Can you conceive of a better method of trial and judgment than this? It is in perfect accordance with infinite love. The tenderest pity and mercy itself could do no more. It is as certain in its results as infinite wisdom and omnipotent power can make it. The wicked can no more fail of condemnation than the evil seed can fail of bearing evil fruit. By the operation of the same principles, those who have any love for goodness and truth cannot fail to receive all that they have the capacity to enjoy. The result is inevitable, and the Divine goodness, justice, and mercy are equally displayed in the method and the result.

You will observe also that according to this method of trial and judgment the result is predetermined in this world, for it is in this world that the character was formed. The book was written here, as the history of the future plant, as it is embodied in the seed, was written in the tree that bore the seed. The world of spirits is not a place of probation, but simply a world where many obstructions are removed, and many influences, more powerful and better adapted to the reduction of every external principle to perfect harmony with the essential ruling love, can be brought to bear upon every soul.

You will see also that this view abates none of the real terrors of a final judgment. If it is not attended with the picturesque and sublime, and I may add impossible scenes, which are generally associated with this great event, it is, if possible, more terrible and certain in its results, and much more consonant with all we know of the Divine laws, and with the infinite mercy of the Lord. And in its results it is in perfect harmony with the Sacred Scriptures, and in its forms and methods also when they are properly understood.

In discussing this subject I have endeavored to adhere to my simple plan, which was to take certain principles, generally admitted in some form to be true, and carry them out to their legitimate consequences, and in this manner show that the doctrines of the New Church are based on the immutable laws of the Divine order; and so far as we know, that they are in perfect harmony with them.
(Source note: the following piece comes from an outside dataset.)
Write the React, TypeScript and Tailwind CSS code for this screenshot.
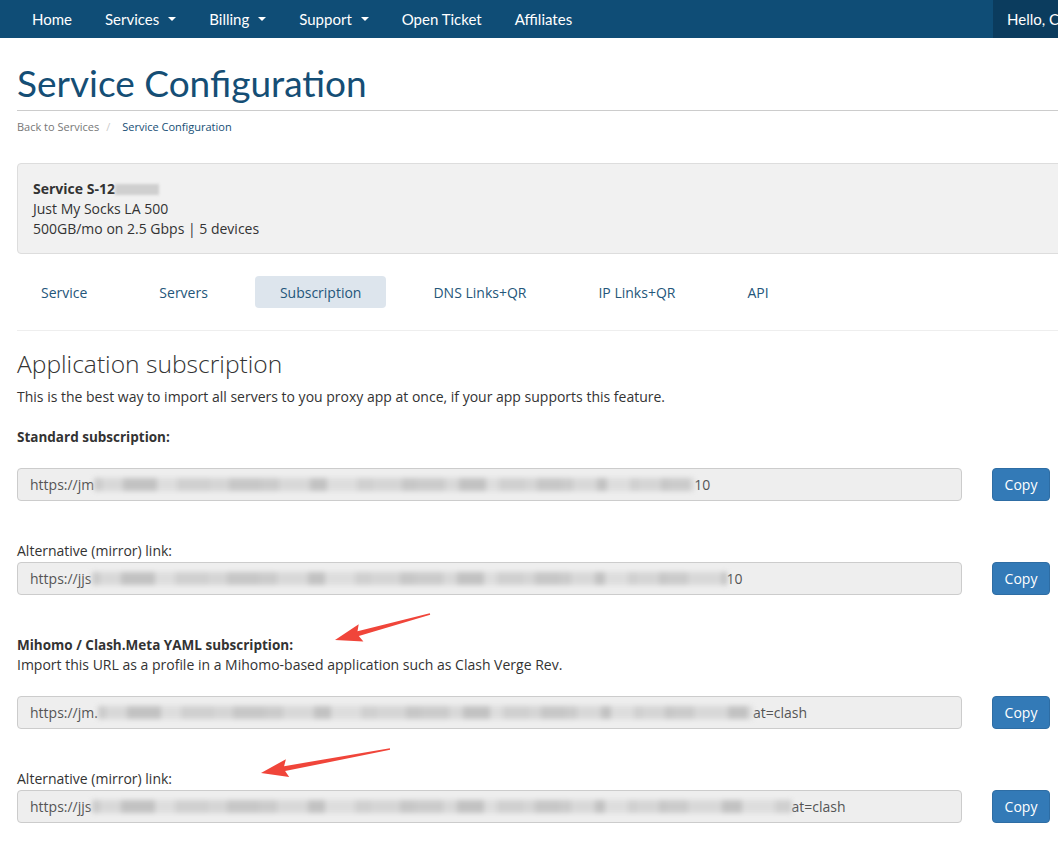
import React from 'react';

const navItems = [
  { label: 'Home', caret: false },
  { label: 'Services', caret: true },
  { label: 'Billing', caret: true },
  { label: 'Support', caret: true },
  { label: 'Open Ticket', caret: false },
  { label: 'Affiliates', caret: false },
];

const tabs = ['Service', 'Servers', 'Subscription', 'DNS Links+QR', 'IP Links+QR', 'API'];

// grey smudge used where the URL was blurred out
const Smudge: React.FC<{ width: number }> = ({ width }) => {
  const blocks = [];
  let x = 0;
  let i = 0;
  const shades = ['#cbcbcb', '#d8d8d8', '#c2c2c2', '#dddddd', '#d0d0d0', '#d5d5d5', '#c7c7c7'];
  while (x < width) {
    const w = Math.min(8 + ((i * 13) % 27), width - x);
    blocks.push(
      <span
        key={i}
        className="inline-block h-[13px]"
        style={{ width: w, background: shades[i % shades.length] }}
      />
    );
    x += w;
    i++;
  }
  return <span className="inline-flex items-center blur-[2.5px]">{blocks}</span>;
};

interface LinkRowProps {
  prefix: string;
  blur: number;
  suffix: string;
}

const LinkRow: React.FC<LinkRowProps> = ({ prefix, blur, suffix }) => (
  <div className="flex items-center gap-[30px]">
    <div className="w-[945px] h-[33px] flex items-center px-[12px] bg-[#eeeeee] border border-[#cccccc] rounded-[4px] text-[14px] text-[#555555] overflow-hidden whitespace-nowrap">
      <span>{prefix}</span>
      <Smudge width={blur} />
      <span>{suffix}</span>
    </div>
    <button className="w-[58px] h-[33px] bg-[#337ab7] border border-[#2e6da4] rounded-[4px] text-white text-[14px]">
      Copy
    </button>
  </div>
);

const Arrow: React.FC<{ tail: [number, number]; tip: [number, number] }> = ({ tail, tip }) => {
  const dx = tip[0] - tail[0];
  const dy = tip[1] - tail[1];
  const len = Math.hypot(dx, dy);
  const ux = dx / len;
  const uy = dy / len;
  const nx = -uy;
  const ny = ux;
  const head = 24;
  const bx = tip[0] - ux * head;
  const by = tip[1] - uy * head;
  const p = (x: number, y: number) => `${x.toFixed(1)},${y.toFixed(1)}`;
  const pts = [
    p(tail[0] + nx * 0.8, tail[1] + ny * 0.8),
    p(bx + nx * 2.5, by + ny * 2.5),
    p(bx + nx * 9 - ux * 3, by + ny * 9 - uy * 3),
    p(tip[0], tip[1]),
    p(bx - nx * 9 - ux * 3, by - ny * 9 - uy * 3),
    p(bx - nx * 2.5, by - ny * 2.5),
    p(tail[0] - nx * 0.8, tail[1] - ny * 0.8),
  ].join(' ');
  return <polygon points={pts} fill="#f0453a" />;
};

export default function App() {
  return (
    <div className="relative w-full min-h-[859px] overflow-hidden bg-white font-['Open_Sans',sans-serif] text-[#333333]">
      {/* top nav */}
      <div className="h-[38px] bg-[#0f4d76] flex items-stretch font-['Lato',sans-serif] text-white text-[15px]">
        <div className="flex items-center gap-[33px] pl-[32px]">
          {navItems.map((n) => (
            <span key={n.label} className="flex items-center gap-[9px]">
              {n.label}
              {n.caret && (
                <span className="inline-block w-0 h-0 border-l-[4px] border-r-[4px] border-t-[4px] border-l-transparent border-r-transparent border-t-white" />
              )}
            </span>
          ))}
        </div>
        <div className="ml-auto w-[65px] bg-[#0b3c5e] flex items-center pl-[14px] whitespace-nowrap">
          Hello, C
        </div>
      </div>

      <div className="w-[1100px] pl-[17px]">
        <h1 className="mt-[25px] pb-[7px] border-b border-[#cccccc] font-['Lato',sans-serif] text-[37px] leading-[40px] text-[#154e75]">
          Service Configuration
        </h1>
        <div className="mt-[7px] text-[11px] leading-[18px]">
          <span className="text-[#777777]">Back to Services</span>
          <span className="text-[#cccccc] ml-[7px] mr-[12px]">/</span>
          <span className="text-[#154e75]">Service Configuration</span>
        </div>

        <div className="mt-[27px] h-[91px] bg-[#f1f1f1] border border-[#dddddd] rounded-[4px] pl-[15px] pt-[15px] text-[14px] leading-[20px]">
          <div className="font-bold flex items-center">
            Service S-12
            <span className="inline-block w-[44px] h-[11px] bg-[#cfcfcf] blur-[1.5px]" />
          </div>
          <div>Just My Socks LA 500</div>
          <div>500GB/mo on 2.5 Gbps | 5 devices</div>
        </div>

        <div className="mt-[22px] flex gap-[22px] -ml-[1px]">
          {tabs.map((t) => (
            <div
              key={t}
              className={`h-[32px] px-[25px] flex items-center text-[14px] text-[#24567a] rounded-[4px] ${
                t === 'Subscription' ? 'bg-[#dde5ed]' : ''
              }`}
            >
              {t}
            </div>
          ))}
        </div>

        <div className="mt-[22px] border-t border-[#eeeeee]" />

        <h2 className="mt-[20px] text-[24.6px] leading-[26px] font-light text-[#333333]">
          Application subscription
        </h2>
        <p className="mt-[10px] text-[14px] leading-[20px]">
          This is the best way to import all servers to you proxy app at once, if your app supports this feature.
        </p>

        <div className="mt-[20px] text-[13.5px] leading-[20px] font-bold">Standard subscription:</div>
        <div className="mt-[21px]">
          <LinkRow prefix="https://jm" blur={600} suffix="10" />
        </div>

        <div className="mt-[40px] text-[14px] leading-[20px]">Alternative (mirror) link:</div>
        <div className="mt-[1px]">
          <LinkRow prefix="https://jjs" blur={635} suffix="10" />
        </div>

        <div className="mt-[40px] text-[13.5px] leading-[20px] font-bold">Mihomo / Clash.Meta YAML subscription:</div>
        <div className="text-[14px] leading-[20px]">
          Import this URL as a profile in a Mihomo-based application such as Clash Verge Rev.
        </div>
        <div className="mt-[21px]">
          <LinkRow prefix="https://jm." blur={655} suffix="at=clash" />
        </div>

        <div className="mt-[40px] text-[14px] leading-[20px]">Alternative (mirror) link:</div>
        <div className="mt-[1px]">
          <LinkRow prefix="https://jjs" blur={700} suffix="at=clash" />
        </div>
      </div>

      {/* annotation arrows drawn over the page */}
      <svg className="absolute left-0 top-0 pointer-events-none" width="1058" height="859">
        <Arrow tail={[430, 614]} tip={[335, 640]} />
        <Arrow tail={[390, 749]} tip={[261, 773]} />
      </svg>
    </div>
  );
}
I have not quoted largely from the Bible, even when I might have done so, nor from any other book, because I have not sought to establish a doctrine by any other authority than that of the truth itself. I may fail in so arduous an undertaking. I doubtless shall fail in the opinion of some. But all will acknowledge that, if any doctrines of spiritual truth can be established upon the immutable order of the Divine wisdom, and can be shown to be in perfect harmony with all the Divine methods, so far as they come under our observation; and if they are in perfect consonance with the Sacred Scriptures, they must take their place with mathematics and other established sciences, and carry irresistible conviction of their truth to every rational mind. We believe the doctrines and philosophy of the New Church have this basis, and we can conceive of no greater service to humanity than to make them known, and to show the true grounds on which they are to be received.